A three-time convicted Winnipeg cocaine trafficker who negotiated an
eyebrow-raising deal to drive himself to Montreal for sentencing has
been found dead in the Laurentian Mountains.

Franco Sebastion Nucci, 45, missing since April 29, was discovered by
a hunter along with 33-year-old Martin Dubreuil, Surete du Quebec
spokesperson Chantal Mackets said yesterday. They were in a GMC Yukon
parked in an isolated spot outside Saint-Adolphe-d'Howard, a
community north of Montreal in the Laurentians.

"There were traces of violence on both bodies," said Chantal Mackets
of Surete du Quebec, "but we're not saying what. The autopsies will
determine the cause of death."

Police sources said it's believed Nucci and Dubreuil were shot to death.

Mackets said the autopsies will also pinpoint the time of death. No
arrests have been made. Nucci has made headlines in Winnipeg over the
past decade for his involvement in the city's cocaine trade.

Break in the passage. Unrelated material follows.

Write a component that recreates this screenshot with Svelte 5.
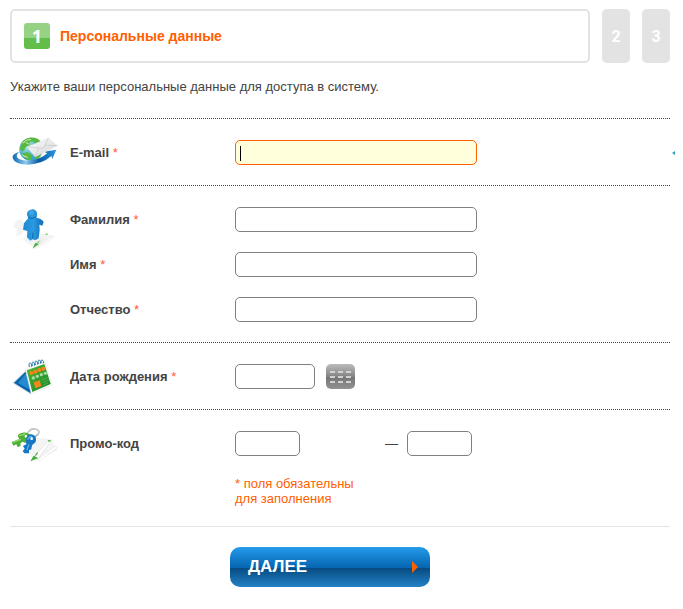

Last June, RCMP in Manitoba issued Nucci's picture in the hope of
tracking him down after he failed to show up in a Montreal court April 29.

He was supposed to be sentenced to seven-and-a-half years behind bars
on a 2001 charge of selling one pound of cocaine to an undercover
police officer in Winnipeg. At the time of the release, RCMP said
they believed Nucci was trying to flee the country and should be
considered dangerous.

How Nucci got his case moved to Montreal is a matter of debate in the
city's law enforcement community and criminal underworld. At the
time, Nucci had been convicted twice of selling cocaine, once behind
the walls of Stony Mountain Institution.

"Who the... gets convicted in one town and then is allowed to be
sentenced in another, especially a three-time loser like Nucci?
Three-time losers don't get bail," a source said. "He cut a deal."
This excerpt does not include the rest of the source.